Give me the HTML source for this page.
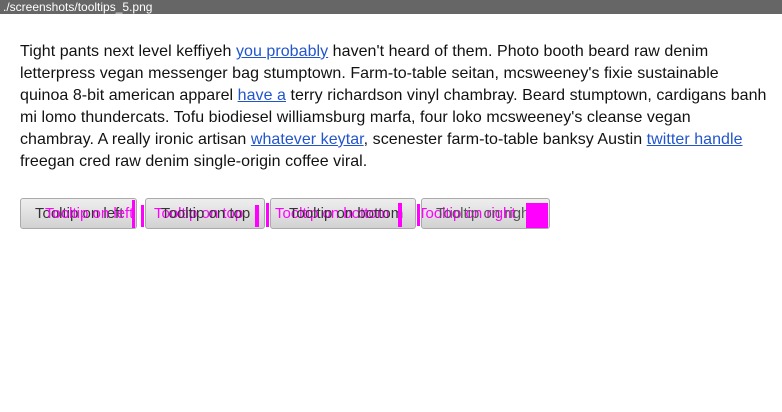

==

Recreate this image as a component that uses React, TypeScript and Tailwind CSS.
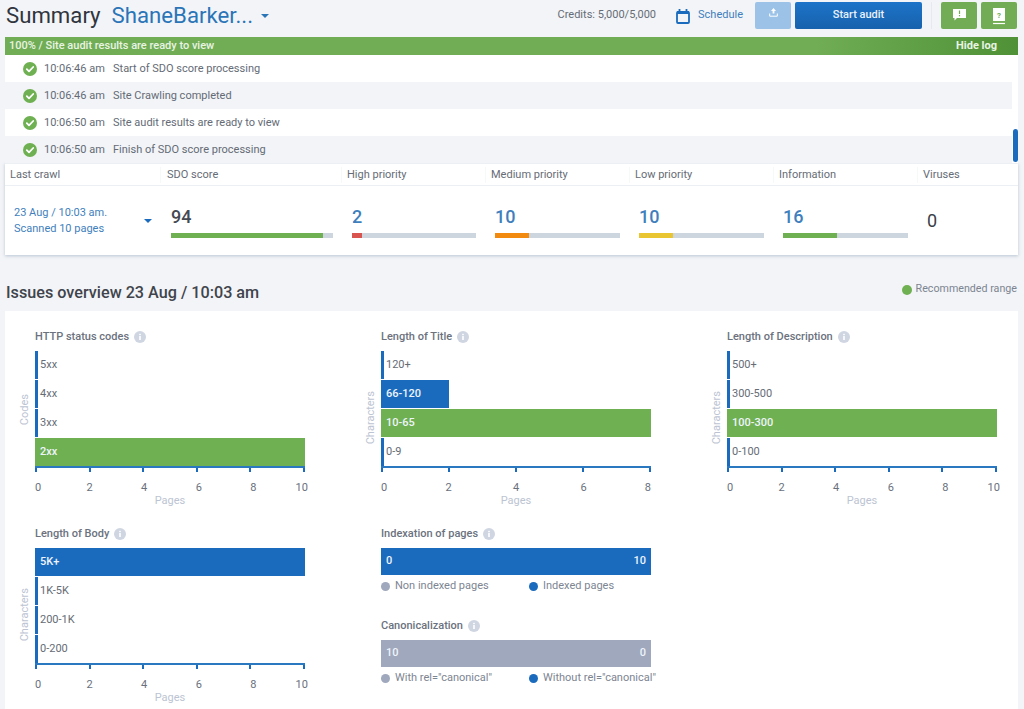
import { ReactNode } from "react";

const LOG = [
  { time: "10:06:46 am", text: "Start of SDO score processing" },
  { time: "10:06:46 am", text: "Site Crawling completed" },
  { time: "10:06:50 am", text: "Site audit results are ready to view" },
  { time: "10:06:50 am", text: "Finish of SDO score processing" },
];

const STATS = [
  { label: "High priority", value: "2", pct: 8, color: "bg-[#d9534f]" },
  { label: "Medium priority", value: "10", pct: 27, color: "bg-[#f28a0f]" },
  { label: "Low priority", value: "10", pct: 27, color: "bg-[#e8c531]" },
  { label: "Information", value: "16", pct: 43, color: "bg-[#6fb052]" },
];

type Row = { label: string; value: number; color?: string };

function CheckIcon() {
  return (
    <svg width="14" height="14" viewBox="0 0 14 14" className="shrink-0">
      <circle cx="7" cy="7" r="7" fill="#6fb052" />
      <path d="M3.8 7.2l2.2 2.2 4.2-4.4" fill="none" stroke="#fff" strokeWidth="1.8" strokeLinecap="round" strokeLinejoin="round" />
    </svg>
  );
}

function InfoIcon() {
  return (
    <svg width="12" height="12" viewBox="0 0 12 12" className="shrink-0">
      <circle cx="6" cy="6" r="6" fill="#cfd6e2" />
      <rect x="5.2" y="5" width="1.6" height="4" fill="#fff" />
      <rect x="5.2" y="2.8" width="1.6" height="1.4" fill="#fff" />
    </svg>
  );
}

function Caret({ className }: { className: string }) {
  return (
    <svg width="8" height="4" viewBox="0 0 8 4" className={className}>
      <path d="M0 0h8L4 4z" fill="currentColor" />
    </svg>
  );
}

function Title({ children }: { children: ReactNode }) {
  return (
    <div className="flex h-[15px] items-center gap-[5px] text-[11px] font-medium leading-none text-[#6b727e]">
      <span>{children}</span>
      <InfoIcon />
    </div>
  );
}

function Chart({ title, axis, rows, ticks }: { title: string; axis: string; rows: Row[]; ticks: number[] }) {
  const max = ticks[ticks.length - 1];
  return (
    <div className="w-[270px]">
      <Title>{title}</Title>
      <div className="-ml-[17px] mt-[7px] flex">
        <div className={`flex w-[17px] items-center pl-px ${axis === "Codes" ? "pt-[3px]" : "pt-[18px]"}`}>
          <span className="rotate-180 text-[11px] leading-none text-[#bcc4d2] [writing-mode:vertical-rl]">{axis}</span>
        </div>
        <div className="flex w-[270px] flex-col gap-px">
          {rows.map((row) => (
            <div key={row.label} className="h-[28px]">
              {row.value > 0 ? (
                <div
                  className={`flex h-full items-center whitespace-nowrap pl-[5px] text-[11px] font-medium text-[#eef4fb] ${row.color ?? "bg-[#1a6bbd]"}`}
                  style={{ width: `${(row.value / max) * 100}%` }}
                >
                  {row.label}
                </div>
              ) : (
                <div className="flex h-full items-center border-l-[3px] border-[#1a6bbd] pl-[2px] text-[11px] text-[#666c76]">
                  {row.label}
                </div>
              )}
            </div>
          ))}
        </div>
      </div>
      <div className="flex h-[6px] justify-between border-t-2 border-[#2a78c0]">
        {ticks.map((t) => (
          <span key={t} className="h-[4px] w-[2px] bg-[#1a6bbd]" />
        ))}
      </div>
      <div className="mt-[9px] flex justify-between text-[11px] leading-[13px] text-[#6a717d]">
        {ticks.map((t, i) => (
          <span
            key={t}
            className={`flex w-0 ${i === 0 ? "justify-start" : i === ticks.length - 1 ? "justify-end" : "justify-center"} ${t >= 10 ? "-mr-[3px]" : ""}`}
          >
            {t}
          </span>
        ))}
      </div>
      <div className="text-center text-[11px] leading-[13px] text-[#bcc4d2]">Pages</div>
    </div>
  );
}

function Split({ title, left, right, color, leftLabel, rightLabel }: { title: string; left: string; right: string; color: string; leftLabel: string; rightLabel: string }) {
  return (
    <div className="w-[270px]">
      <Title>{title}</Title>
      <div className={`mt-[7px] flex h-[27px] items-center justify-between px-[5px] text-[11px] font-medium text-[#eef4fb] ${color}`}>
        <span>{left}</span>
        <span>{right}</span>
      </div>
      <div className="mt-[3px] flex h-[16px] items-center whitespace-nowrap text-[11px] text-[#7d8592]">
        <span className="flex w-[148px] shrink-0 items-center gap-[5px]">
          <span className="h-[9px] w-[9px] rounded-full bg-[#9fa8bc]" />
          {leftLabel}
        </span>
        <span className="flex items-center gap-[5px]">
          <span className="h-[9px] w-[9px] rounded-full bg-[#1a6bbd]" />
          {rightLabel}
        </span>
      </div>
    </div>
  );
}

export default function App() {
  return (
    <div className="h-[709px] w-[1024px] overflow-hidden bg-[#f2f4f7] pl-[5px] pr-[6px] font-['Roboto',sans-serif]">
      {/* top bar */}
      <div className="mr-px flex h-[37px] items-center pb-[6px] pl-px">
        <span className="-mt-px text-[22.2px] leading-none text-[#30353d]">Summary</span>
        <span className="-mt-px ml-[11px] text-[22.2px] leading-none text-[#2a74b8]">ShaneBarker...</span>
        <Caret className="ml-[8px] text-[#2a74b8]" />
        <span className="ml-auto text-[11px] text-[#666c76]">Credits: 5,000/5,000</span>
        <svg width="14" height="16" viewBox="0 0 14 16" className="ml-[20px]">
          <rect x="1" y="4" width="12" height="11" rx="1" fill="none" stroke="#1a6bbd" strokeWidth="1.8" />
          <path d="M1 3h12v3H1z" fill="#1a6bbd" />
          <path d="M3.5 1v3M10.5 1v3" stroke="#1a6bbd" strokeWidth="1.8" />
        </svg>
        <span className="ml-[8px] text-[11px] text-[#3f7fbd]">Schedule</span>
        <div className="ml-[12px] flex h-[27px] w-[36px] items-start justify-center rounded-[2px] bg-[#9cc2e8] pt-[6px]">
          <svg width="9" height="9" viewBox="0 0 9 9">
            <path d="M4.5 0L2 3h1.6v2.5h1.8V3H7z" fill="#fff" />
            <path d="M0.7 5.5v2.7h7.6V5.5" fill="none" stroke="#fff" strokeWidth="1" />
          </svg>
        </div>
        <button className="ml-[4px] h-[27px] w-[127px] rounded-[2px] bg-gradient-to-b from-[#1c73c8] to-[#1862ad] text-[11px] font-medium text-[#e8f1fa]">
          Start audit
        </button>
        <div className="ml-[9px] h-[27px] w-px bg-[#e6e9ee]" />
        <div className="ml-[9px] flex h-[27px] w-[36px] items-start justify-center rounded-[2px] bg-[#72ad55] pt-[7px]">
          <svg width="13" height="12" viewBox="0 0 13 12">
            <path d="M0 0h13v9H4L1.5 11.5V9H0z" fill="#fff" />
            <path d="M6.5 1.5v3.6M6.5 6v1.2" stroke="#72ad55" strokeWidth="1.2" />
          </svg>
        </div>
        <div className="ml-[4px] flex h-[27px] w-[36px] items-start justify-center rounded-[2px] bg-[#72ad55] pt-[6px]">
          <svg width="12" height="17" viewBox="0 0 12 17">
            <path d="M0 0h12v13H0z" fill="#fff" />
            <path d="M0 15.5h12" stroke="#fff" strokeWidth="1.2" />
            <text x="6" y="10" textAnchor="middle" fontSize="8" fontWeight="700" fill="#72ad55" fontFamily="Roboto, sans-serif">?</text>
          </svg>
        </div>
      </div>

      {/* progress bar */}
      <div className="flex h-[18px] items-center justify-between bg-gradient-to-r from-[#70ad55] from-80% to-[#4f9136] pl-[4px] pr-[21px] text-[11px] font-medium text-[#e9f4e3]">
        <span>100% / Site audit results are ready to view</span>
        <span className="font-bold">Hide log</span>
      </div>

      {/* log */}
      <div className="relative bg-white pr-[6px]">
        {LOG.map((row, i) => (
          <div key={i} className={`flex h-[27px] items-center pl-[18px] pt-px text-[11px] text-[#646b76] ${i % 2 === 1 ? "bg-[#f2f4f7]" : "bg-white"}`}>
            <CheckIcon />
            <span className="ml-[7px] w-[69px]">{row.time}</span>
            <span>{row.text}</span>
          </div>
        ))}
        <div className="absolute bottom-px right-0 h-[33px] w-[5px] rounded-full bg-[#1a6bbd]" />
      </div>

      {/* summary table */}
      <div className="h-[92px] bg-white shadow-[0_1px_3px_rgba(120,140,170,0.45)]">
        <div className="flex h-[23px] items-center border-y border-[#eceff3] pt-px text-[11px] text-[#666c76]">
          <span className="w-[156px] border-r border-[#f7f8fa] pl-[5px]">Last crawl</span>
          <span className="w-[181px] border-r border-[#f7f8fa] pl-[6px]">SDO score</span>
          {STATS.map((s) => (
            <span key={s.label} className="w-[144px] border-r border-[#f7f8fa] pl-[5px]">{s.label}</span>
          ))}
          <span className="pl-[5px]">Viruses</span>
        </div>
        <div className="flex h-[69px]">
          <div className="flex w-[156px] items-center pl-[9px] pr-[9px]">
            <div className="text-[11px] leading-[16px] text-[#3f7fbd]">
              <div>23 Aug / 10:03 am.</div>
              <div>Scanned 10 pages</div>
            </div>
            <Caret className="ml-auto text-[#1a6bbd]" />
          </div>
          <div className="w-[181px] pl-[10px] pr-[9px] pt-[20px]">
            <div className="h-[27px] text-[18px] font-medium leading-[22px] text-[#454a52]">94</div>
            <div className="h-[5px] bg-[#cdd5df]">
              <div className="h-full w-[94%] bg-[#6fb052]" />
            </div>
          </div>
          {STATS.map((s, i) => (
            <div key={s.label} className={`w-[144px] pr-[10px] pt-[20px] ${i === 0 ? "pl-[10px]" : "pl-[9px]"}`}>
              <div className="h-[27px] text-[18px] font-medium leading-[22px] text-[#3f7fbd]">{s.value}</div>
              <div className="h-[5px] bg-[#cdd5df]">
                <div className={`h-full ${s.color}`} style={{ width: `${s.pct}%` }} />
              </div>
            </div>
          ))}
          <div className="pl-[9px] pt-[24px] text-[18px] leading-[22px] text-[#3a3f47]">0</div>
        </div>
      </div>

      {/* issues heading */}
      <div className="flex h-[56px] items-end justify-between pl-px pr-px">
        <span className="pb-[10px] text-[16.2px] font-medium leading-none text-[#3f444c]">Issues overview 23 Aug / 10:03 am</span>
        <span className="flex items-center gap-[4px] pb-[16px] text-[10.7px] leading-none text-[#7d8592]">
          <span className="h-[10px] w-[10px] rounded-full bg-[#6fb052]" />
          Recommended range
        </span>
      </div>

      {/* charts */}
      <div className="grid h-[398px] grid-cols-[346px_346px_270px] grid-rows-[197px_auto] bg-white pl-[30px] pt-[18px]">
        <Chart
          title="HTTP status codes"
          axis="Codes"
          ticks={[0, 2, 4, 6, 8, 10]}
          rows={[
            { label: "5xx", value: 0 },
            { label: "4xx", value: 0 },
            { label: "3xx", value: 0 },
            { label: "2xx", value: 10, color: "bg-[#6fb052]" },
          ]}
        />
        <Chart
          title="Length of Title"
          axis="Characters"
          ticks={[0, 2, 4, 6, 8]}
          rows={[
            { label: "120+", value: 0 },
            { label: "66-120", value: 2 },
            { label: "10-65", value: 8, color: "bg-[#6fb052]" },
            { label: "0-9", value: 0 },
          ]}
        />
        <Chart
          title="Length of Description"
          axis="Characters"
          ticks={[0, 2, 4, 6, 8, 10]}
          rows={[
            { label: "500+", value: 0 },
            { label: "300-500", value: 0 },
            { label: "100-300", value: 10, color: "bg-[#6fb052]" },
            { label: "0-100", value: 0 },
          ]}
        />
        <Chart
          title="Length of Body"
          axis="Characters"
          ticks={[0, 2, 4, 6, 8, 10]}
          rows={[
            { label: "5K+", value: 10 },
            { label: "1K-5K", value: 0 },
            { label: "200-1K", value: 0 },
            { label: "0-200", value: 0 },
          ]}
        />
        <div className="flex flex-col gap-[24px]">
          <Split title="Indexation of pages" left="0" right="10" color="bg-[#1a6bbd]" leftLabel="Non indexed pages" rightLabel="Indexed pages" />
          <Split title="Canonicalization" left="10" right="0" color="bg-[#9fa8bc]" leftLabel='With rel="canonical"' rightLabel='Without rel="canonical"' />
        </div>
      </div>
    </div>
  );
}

**To be done:**
From the entries above, pull out each line that includes "this".

**Response to the task:**
Give me the HTML source for this page.
Recreate this image as a component that uses React, TypeScript and Tailwind CSS.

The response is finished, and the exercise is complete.